Obviously it’s vital to find a middle ground.
But I found it jarring to talk about “transing” being “infantalising” when we are talking about children being set on a path at a worryingly young age (rather than the watchful waiting approach) that they are then unable to get off.
The interviewer doesn’t press on the issue of lesbian/gay losing their safe single sex/sexuality spaces (eg lesbian bars, lesbian holidays etc), their dating apps being used by opposite-bodied people or the issue of lesbian/gay women/men, and being accused of being transphobic because they don’t want to date/have sex with people of the opposite sex. This is reduced to the odd trans man continuing to turn up which doesn’t seem to be the case based on first person experiences from the LGB community.
Doesn’t press on the fact that Finn wavered around transition but opted not to, partly because of the difficult time those who did transition were having physically. The fact that they would have been exactly the kind of kid that could have ended up on puberty blockers etc if they had grown up now and hadn’t grown up when they did (1980s). So then, is it not key to allow other kids now the same chance to grow into themselves and make these very serious, life changing, and quality of life impacting decisions at a point when they are much older and completely sure.

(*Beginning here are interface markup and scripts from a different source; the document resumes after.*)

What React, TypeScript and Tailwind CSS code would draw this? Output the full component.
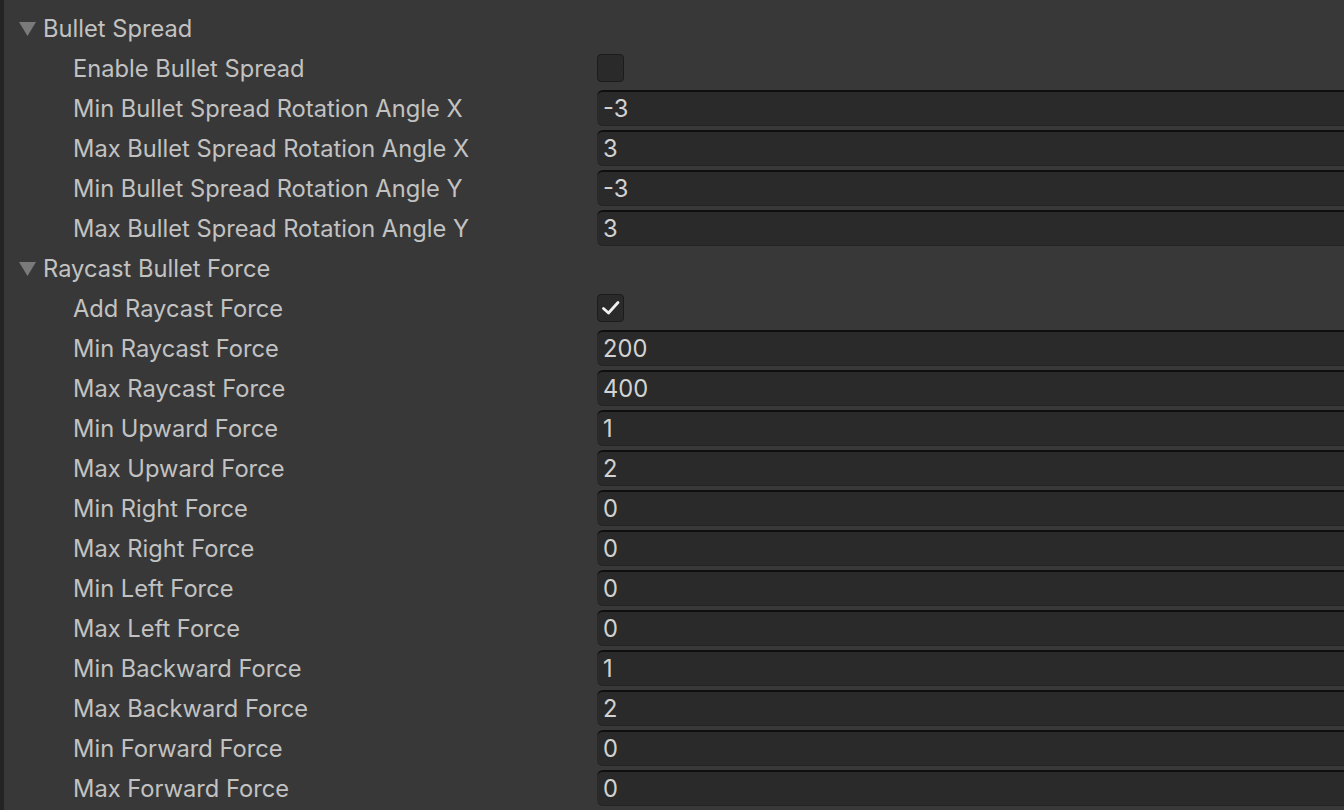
import React from "react";

type Row =
    | { kind: "header"; label: string }
    | { kind: "check"; label: string; checked: boolean }
    | { kind: "field"; label: string; value: string };

const ROWS: Row[] = [
    { kind: "header", label: "Bullet Spread" },
    { kind: "check", label: "Enable Bullet Spread", checked: false },
    { kind: "field", label: "Min Bullet Spread Rotation Angle X", value: "-3" },
    { kind: "field", label: "Max Bullet Spread Rotation Angle X", value: "3" },
    { kind: "field", label: "Min Bullet Spread Rotation Angle Y", value: "-3" },
    { kind: "field", label: "Max Bullet Spread Rotation Angle Y", value: "3" },
    { kind: "header", label: "Raycast Bullet Force" },
    { kind: "check", label: "Add Raycast Force", checked: true },
    { kind: "field", label: "Min Raycast Force", value: "200" },
    { kind: "field", label: "Max Raycast Force", value: "400" },
    { kind: "field", label: "Min Upward Force", value: "1" },
    { kind: "field", label: "Max Upward Force", value: "2" },
    { kind: "field", label: "Min Right Force", value: "0" },
    { kind: "field", label: "Max Right Force", value: "0" },
    { kind: "field", label: "Min Left Force", value: "0" },
    { kind: "field", label: "Max Left Force", value: "0" },
    { kind: "field", label: "Min Backward Force", value: "1" },
    { kind: "field", label: "Max Backward Force", value: "2" },
    { kind: "field", label: "Min Forward Force", value: "0" },
    { kind: "field", label: "Max Forward Force", value: "0" },
];

function Foldout({ label }: { label: string }) {
    return (
        <div className="h-10 flex items-center pl-[15px]">
            <svg width="17" height="15" viewBox="0 0 17 15" className="mr-[7px]">
                <polygon points="0,1 17,1 8.5,15" fill="#7a7a7a" />
            </svg>
            <span className="pt-[2px] text-[#c2c2c2]">{label}</span>
        </div>
    );
}

function Checkbox({ checked }: { checked: boolean }) {
    return (
        <div className="w-[27px] h-[28px] rounded-[4px] bg-[#2a2a2a] border border-[#1c1c1c] flex items-center justify-center">
            {checked && (
                <svg width="20" height="18" viewBox="0 0 20 18">
                    <polyline
                        points="2.5,9.5 7.5,14 17,3.5"
                        fill="none"
                        stroke="#f0f0f0"
                        strokeWidth="2.8"
                        strokeLinecap="round"
                        strokeLinejoin="round"
                    />
                </svg>
            )}
        </div>
    );
}

function NumberField({ value }: { value: string }) {
    return (
        <div className="flex-1 h-9 bg-[#2a2a2a] border-t-2 border-t-[#0f0f0f] border-b border-b-[#232323] rounded-l-[6px] flex items-center pl-[6px] pt-[1px] text-[#d2d2d2]">
            {value}
        </div>
    );
}

export default function App() {
    return (
        <div
            className="w-[1344px] h-[810px] overflow-hidden flex bg-[#383838] text-[23.7px] leading-none"
            style={{ fontFamily: "Inter, 'Noto Sans', sans-serif" }}
        >
            {/* left window edge */}
            <div className="w-1 bg-[#232323] shrink-0" />
            <div className="flex-1 flex flex-col pt-2">
                {ROWS.map((row, i) =>
                    row.kind === "header" ? (
                        <Foldout key={i} label={row.label} />
                    ) : (
                        <div key={i} className="h-10 flex items-center">
                            <div className="w-[593px] shrink-0 pl-[69px] pt-[2px] text-[#c2c2c2]">{row.label}</div>
                            {row.kind === "check" ? (
                                <Checkbox checked={row.checked} />
                            ) : (
                                <NumberField value={row.value} />
                            )}
                        </div>
                    )
                )}
            </div>
        </div>
    );
}
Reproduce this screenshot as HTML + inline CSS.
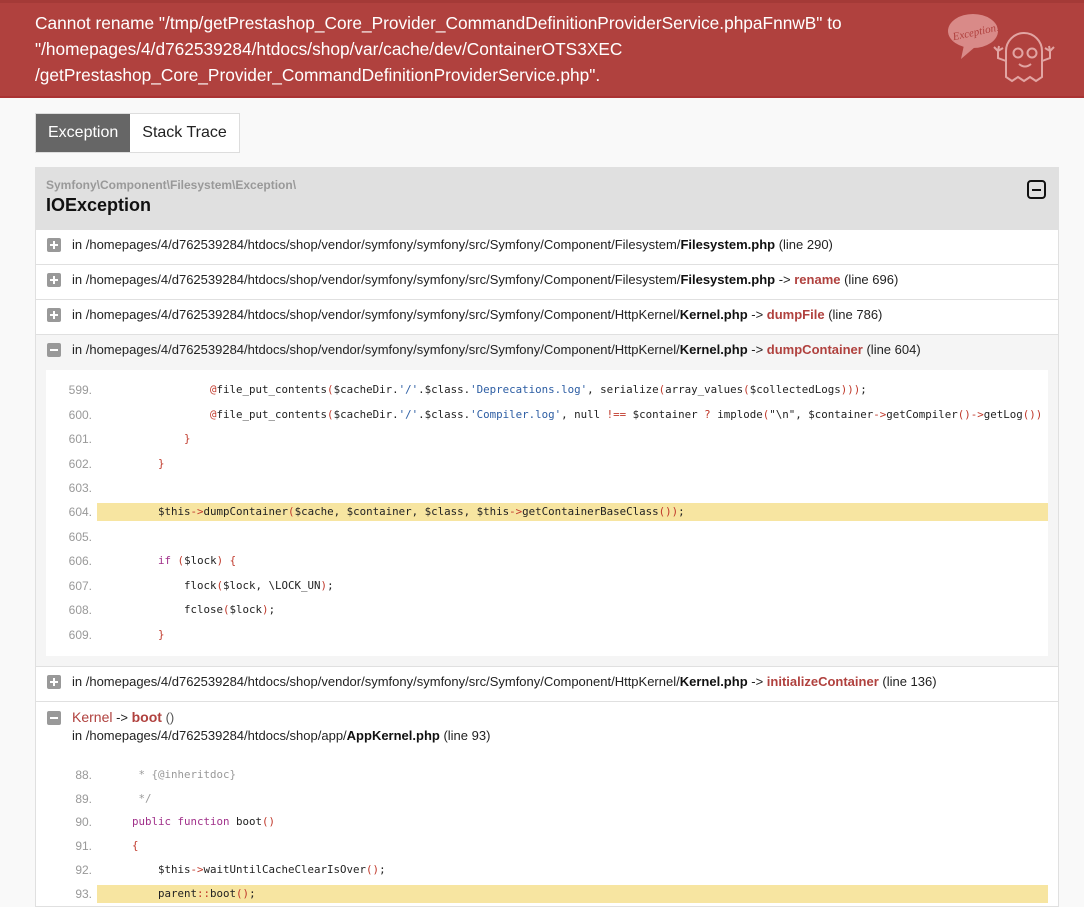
<!DOCTYPE html>
<html><head><meta charset="utf-8"><style>
*{margin:0;padding:0;box-sizing:border-box}
body{width:1084px;height:904px;overflow:hidden;background:#f9f9f9;font-family:"Liberation Sans",sans-serif;color:#222}
.hdr{position:absolute;left:0;top:0;width:1084px;height:98px;background:#b0413e;border-top:3px solid #a43a37;border-bottom:2px solid #a33;}
.hdr p{position:absolute;left:35px;top:7px;color:#fff;font-size:17.3px;line-height:26px;width:880px}
.logo{position:absolute;left:944px;top:6px}
.tabs{position:absolute;left:35px;top:113px;height:40px;display:flex;border:1px solid #ddd;background:#fff}
.tabs div{padding:0 12px;line-height:38px;font-size:16px;color:#222}
.tabs .on{background:#666;color:#fff}
.box{position:absolute;left:35px;top:167px;width:1024px;border:1px solid #e0e0e0;background:#fff}
.bh{background:#e0e0e0;height:61px;position:relative;padding:10px 10px}
.ns{font-size:12px;font-weight:bold;color:#999;line-height:14px}
.cls{font-size:18px;font-weight:bold;line-height:26px;color:#111}
.tog{position:absolute;right:12px;top:12px;width:19px;height:19px;border:2px solid #111;border-radius:4px}
.tog:after{content:"";position:absolute;left:3px;right:3px;top:7px;height:2px;background:#111}
.row{border-top:1px solid #e0e0e0;height:35px;padding-left:36px;font-size:13px;line-height:30px;position:relative;color:#222}
.row.g{background:#f5f5f5}
.ic{position:absolute;left:11px;top:8px;width:14px;height:14px;background:#999;border-radius:2px}
.ic:before{content:"";position:absolute;left:3px;right:3px;top:6px;height:2px;background:#fff}
.ic.p:after{content:"";position:absolute;top:3px;bottom:3px;left:6px;width:2px;background:#fff}
b{color:#111}
.fn{color:#b0413e;font-weight:bold}
.code{background:#f5f5f5;padding:1px 10px 10px 10px}
.cw{background:#fff;padding:8px 0 9px 0;font-family:"DejaVu Sans Mono","Liberation Mono",monospace;font-size:10.8px}
.ln{display:flex;height:24.45px;align-items:center}
.ln .n{width:51px;text-align:right;color:#999;font-family:"Liberation Sans",sans-serif;font-size:12px;padding-right:5px}
.ln pre{flex:1;font:inherit;height:18px;line-height:18px;padding-left:9px;white-space:pre;overflow:hidden;color:#222}
.ln.hl pre{background:#f7e5a1}
.b2 .ln{height:23.8px}
.k{color:#a0308a}.s{color:#2c5da3}.o{color:#c0392b}.c{color:#999}
</style></head><body>
<div class="hdr"><p>Cannot rename "/tmp/getPrestashop_Core_Provider_CommandDefinitionProviderService.phpaFnnwB" to "/homepages/4/d762539284/htdocs/shop/var/cache/dev/ContainerOTS3XEC /getPrestashop_Core_Provider_CommandDefinitionProviderService.php".</p>
<svg class="logo" width="120" height="80" viewBox="0 0 120 80"><ellipse cx="29" cy="22" rx="25" ry="17" fill="#d98a88"/><path d="M20 36 L17 50 L31 38Z" fill="#d98a88"/><text x="8" y="27" font-family="Liberation Serif,serif" font-style="italic" font-size="11" fill="#b0413e" transform="rotate(-12 29 22)">Exception!</text><g fill="none" stroke="#e2a5a3" stroke-width="2"><path d="M62 68 V42 a18 18 0 0 1 36 0 V68 l-6 4 -6 -4 -6 4 -6 -4 -6 4Z"/><circle cx="74" cy="44" r="4.5"/><circle cx="88" cy="44" r="4.5"/><path d="M75 55 q6 5 12 0"/><path d="M62 52 l-8 -3 v-7 M54 42 l-4 -4 M54 42 l1 -5 M54 42 l5 -3"/><path d="M98 52 l8 -3 v-7 M106 42 l-1 -5 M106 42 l4 -4 M106 42 l-5 -3"/></g></svg>
</div>
<div class="tabs"><div class="on">Exception</div><div>Stack Trace</div></div>
<div class="box">
<div class="bh"><div class="ns">Symfony\Component\Filesystem\Exception\</div><div class="cls">IOException</div><div class="tog"></div></div>
<div class="row"><span class="ic p"></span>in /homepages/4/d762539284/htdocs/shop/vendor/symfony/symfony/src/Symfony/Component/Filesystem/<b>Filesystem.php</b> (line 290)</div>
<div class="row"><span class="ic p"></span>in /homepages/4/d762539284/htdocs/shop/vendor/symfony/symfony/src/Symfony/Component/Filesystem/<b>Filesystem.php</b> -&gt; <span class="fn">rename</span> (line 696)</div>
<div class="row"><span class="ic p"></span>in /homepages/4/d762539284/htdocs/shop/vendor/symfony/symfony/src/Symfony/Component/HttpKernel/<b>Kernel.php</b> -&gt; <span class="fn">dumpFile</span> (line 786)</div>
<div class="row g"><span class="ic"></span>in /homepages/4/d762539284/htdocs/shop/vendor/symfony/symfony/src/Symfony/Component/HttpKernel/<b>Kernel.php</b> -&gt; <span class="fn">dumpContainer</span> (line 604)</div>
<div class="code"><div class="cw">
<div class="ln"><span class="n">599.</span><pre>                <span class="o">@</span>file_put_contents<span class="o">(</span>$cacheDir.<span class="s">'/'</span>.$class.<span class="s">'Deprecations.log'</span>, serialize<span class="o">(</span>array_values<span class="o">(</span>$collectedLogs<span class="o">)))</span>;</pre></div>
<div class="ln"><span class="n">600.</span><pre>                <span class="o">@</span>file_put_contents<span class="o">(</span>$cacheDir.<span class="s">'/'</span>.$class.<span class="s">'Compiler.log'</span>, null <span class="o">!==</span> $container <span class="o">?</span> implode<span class="o">(</span>"\n", $container<span class="o">-&gt;</span>getCompiler<span class="o">()-&gt;</span>getLog<span class="o">())</span></pre></div>
<div class="ln"><span class="n">601.</span><pre>            <span class="o">}</span></pre></div>
<div class="ln"><span class="n">602.</span><pre>        <span class="o">}</span></pre></div>
<div class="ln"><span class="n">603.</span><pre> </pre></div>
<div class="ln hl"><span class="n">604.</span><pre>        $this<span class="o">-&gt;</span>dumpContainer<span class="o">(</span>$cache, $container, $class, $this<span class="o">-&gt;</span>getContainerBaseClass<span class="o">())</span>;</pre></div>
<div class="ln"><span class="n">605.</span><pre> </pre></div>
<div class="ln"><span class="n">606.</span><pre>        <span class="k">if</span> <span class="o">(</span>$lock<span class="o">)</span> <span class="o">{</span></pre></div>
<div class="ln"><span class="n">607.</span><pre>            flock<span class="o">(</span>$lock, \LOCK_UN<span class="o">)</span>;</pre></div>
<div class="ln"><span class="n">608.</span><pre>            fclose<span class="o">(</span>$lock<span class="o">)</span>;</pre></div>
<div class="ln"><span class="n">609.</span><pre>        <span class="o">}</span></pre></div>
</div></div>
<div class="row"><span class="ic p"></span>in /homepages/4/d762539284/htdocs/shop/vendor/symfony/symfony/src/Symfony/Component/HttpKernel/<b>Kernel.php</b> -&gt; <span class="fn">initializeContainer</span> (line 136)</div>
<div class="row" style="height:auto;line-height:18px;padding-top:6px;padding-bottom:16px"><span class="ic" style="top:9px"></span><span style="color:#b0413e;font-size:14px">Kernel</span> -&gt; <span class="fn" style="font-size:14px">boot</span> <span style="color:#555">()</span><br>in /homepages/4/d762539284/htdocs/shop/app/<b>AppKernel.php</b> (line 93)</div>
<div class="cw b2" style="padding:2px 10px 0 10px;">
<div class="ln"><span class="n">88.</span><pre><span class="c">     * {@inheritdoc}</span></pre></div>
<div class="ln"><span class="n">89.</span><pre><span class="c">     */</span></pre></div>
<div class="ln"><span class="n">90.</span><pre>    <span class="k">public function</span> boot<span class="o">()</span></pre></div>
<div class="ln"><span class="n">91.</span><pre>    <span class="o">{</span></pre></div>
<div class="ln"><span class="n">92.</span><pre>        $this<span class="o">-&gt;</span>waitUntilCacheClearIsOver<span class="o">()</span>;</pre></div>
<div class="ln hl"><span class="n">93.</span><pre>        parent<span class="o">::</span>boot<span class="o">()</span>;</pre></div>
</div>
</div>
</body></html>
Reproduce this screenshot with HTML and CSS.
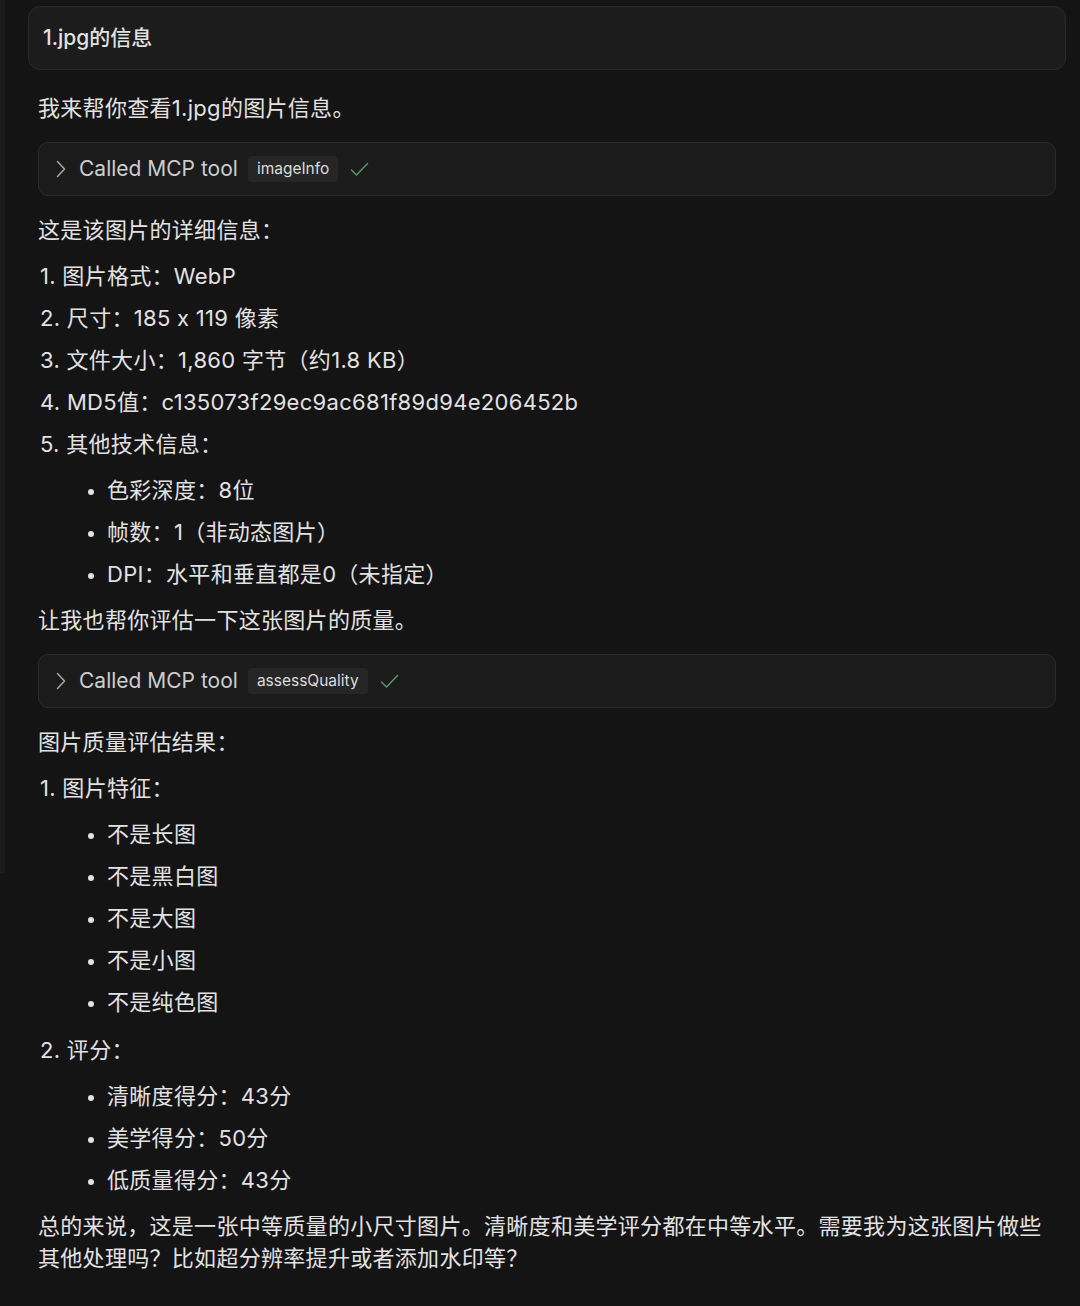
FILE: index.html
```html
<!DOCTYPE html>
<html lang="zh-CN">
<head>
    <meta charset="UTF-8">
    <meta name="viewport" content="width=device-width, initial-scale=1.0">
    <title>1.jpg的信息</title>
    <link rel="stylesheet" href="styles.css">
</head>
<body>
    <div class="page">
        <div class="prompt">1.jpg的信息</div>

        <div class="reply">
            <p>我来帮你查看1.jpg的图片信息。</p>

            <div class="tool">
                <svg class="chevron" width="12" height="20" viewBox="0 0 12 20"><path d="M2.5 2.5 L9.5 10 L2.5 17.5" fill="none" stroke="#a8a8a8" stroke-width="1.5" stroke-linecap="round" stroke-linejoin="round"/></svg>
                <span class="tool-label">Called MCP tool</span>
                <span class="tool-name">imageInfo</span>
                <svg class="check" width="19" height="15" viewBox="0 0 19 15"><path d="M1.5 8 L6.5 13 L17.5 1.5" fill="none" stroke="#4f9a68" stroke-width="1.5" stroke-linecap="round" stroke-linejoin="round"/></svg>
            </div>

            <p>这是该图片的详细信息：</p>
            <ol class="steps">
                <li>1. 图片格式：WebP</li>
                <li>2. 尺寸：185 x 119 像素</li>
                <li>3. 文件大小：1,860 字节（约1.8 KB）</li>
                <li>4. MD5值：c135073f29ec9ac681f89d94e206452b</li>
                <li>5. 其他技术信息：
                    <ul class="bullets">
                        <li>色彩深度：8位</li>
                        <li>帧数：1（非动态图片）</li>
                        <li>DPI：水平和垂直都是0（未指定）</li>
                    </ul>
                </li>
            </ol>

            <p>让我也帮你评估一下这张图片的质量。</p>

            <div class="tool">
                <svg class="chevron" width="12" height="20" viewBox="0 0 12 20"><path d="M2.5 2.5 L9.5 10 L2.5 17.5" fill="none" stroke="#a8a8a8" stroke-width="1.5" stroke-linecap="round" stroke-linejoin="round"/></svg>
                <span class="tool-label">Called MCP tool</span>
                <span class="tool-name">assessQuality</span>
                <svg class="check" width="19" height="15" viewBox="0 0 19 15"><path d="M1.5 8 L6.5 13 L17.5 1.5" fill="none" stroke="#4f9a68" stroke-width="1.5" stroke-linecap="round" stroke-linejoin="round"/></svg>
            </div>

            <p>图片质量评估结果：</p>
            <ol class="steps">
                <li class="group">1. 图片特征：
                    <ul class="bullets">
                        <li>不是长图</li>
                        <li>不是黑白图</li>
                        <li>不是大图</li>
                        <li>不是小图</li>
                        <li>不是纯色图</li>
                    </ul>
                </li>
                <li>2. 评分：
                    <ul class="bullets">
                        <li>清晰度得分：43分</li>
                        <li>美学得分：50分</li>
                        <li>低质量得分：43分</li>
                    </ul>
                </li>
            </ol>

            <p>总的来说，这是一张中等质量的小尺寸图片。清晰度和美学评分都在中等水平。需要我为这张图片做些其他处理吗？比如超分辨率提升或者添加水印等？</p>
        </div>
    </div>
</body>
</html>
```

FILE: styles.css
```css
html, body {
    margin: 0;
    height: 100%;
}
body {
    font-family: Inter, "Noto Sans CJK SC", sans-serif;
    color: #e2e2e2;
    background: linear-gradient(#1b1b1b, #1b1b1b) 0 0 / 5px 873px no-repeat, #141414;
}
.page {
    padding: 6px 14px 0 28px;
}
.prompt {
    background-color: #1c1c1c;
    border: 1px solid #2a2a2a;
    border-radius: 12px;
    padding: 16px 14px;
    font-size: 21px;
    line-height: 30px;
    font-weight: 500;
}
.reply {
    padding: 22px 10px 0;
    font-size: 22px;
    line-height: 32px;
    letter-spacing: 0.3px;
}
.reply p {
    margin: 0 0 14px;
}
.tool {
    display: flex;
    align-items: center;
    height: 52px;
    margin: 18px 0 18px;
    padding-left: 16px;
    background-color: #1b1b1b;
    border: 1px solid #2b2b2b;
    border-radius: 10px;
    letter-spacing: 0;
}
.chevron {
    margin-right: 12px;
}
.tool-label {
    color: #cdcdcd;
    font-size: 21px;
}
.tool-name {
    margin: 0 12px 0 10px;
    padding: 0 9px;
    height: 26px;
    line-height: 26px;
    font-size: 15.5px;
    color: #dcdcdc;
    background-color: #262626;
    border-radius: 4px;
}
.steps {
    list-style: none;
    margin: 0 0 14px;
    padding: 0 0 0 2px;
}
.steps > li + li {
    margin-top: 10px;
}
.steps > li.group + li {
    margin-top: 16px;
}
.bullets {
    margin: 14px 0 0;
    padding-left: 67px;
    list-style: disc;
}
.bullets li + li {
    margin-top: 10px;
}
.bullets li::marker {
    font-size: 20px;
}
```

For them not to be put on a path that separates them from their peers at an early age and is hard to turn back from. That impacts on their physical and mental development. (bariweiss.substack.com/p/top-trans-doctors-blow-the-whistle) That means they are making decisions about their future that are irreversible and for those that end up detransitioning are a cause for huge, awful, horrendous regret. Not to touch on the numbers of trans people who are detransitioning at all?
Being trans and being butch lesbian is conflated and we are told that the book is “partly an attempt to let a butch community that is often talked over finally speak for itself” as though it’s GC people doing this, but no mention/discussion of TRAs/trans people encroaching on lesbian/gay rights and spaces, labelling lesbians/gays TERFs etc.
Yes, discusses toilets and refuges but nothing on female prisoners?
“‘If someone’s been living as a trans woman for 20 or 30 years, does that count? How long is enough?’ The bigger question Mackay argues is why sex has come to matter so much; why it is loaded with expectations about how people will live or behave, when in an ideal world it would be irrelevant.” Again another soft, idealised example that goes unchallenged - what about the male prisoners, guilty of violent sex crimes who suddenly decide they are women to get into a female prison where they go on to assault and harass women. In an ‘ideal world’ this wouldn’t happen. In an ideal world men wouldn’t use duping and disguise to get access to vulnerable women and children. In an ideal world men wouldn’t rape and kill us.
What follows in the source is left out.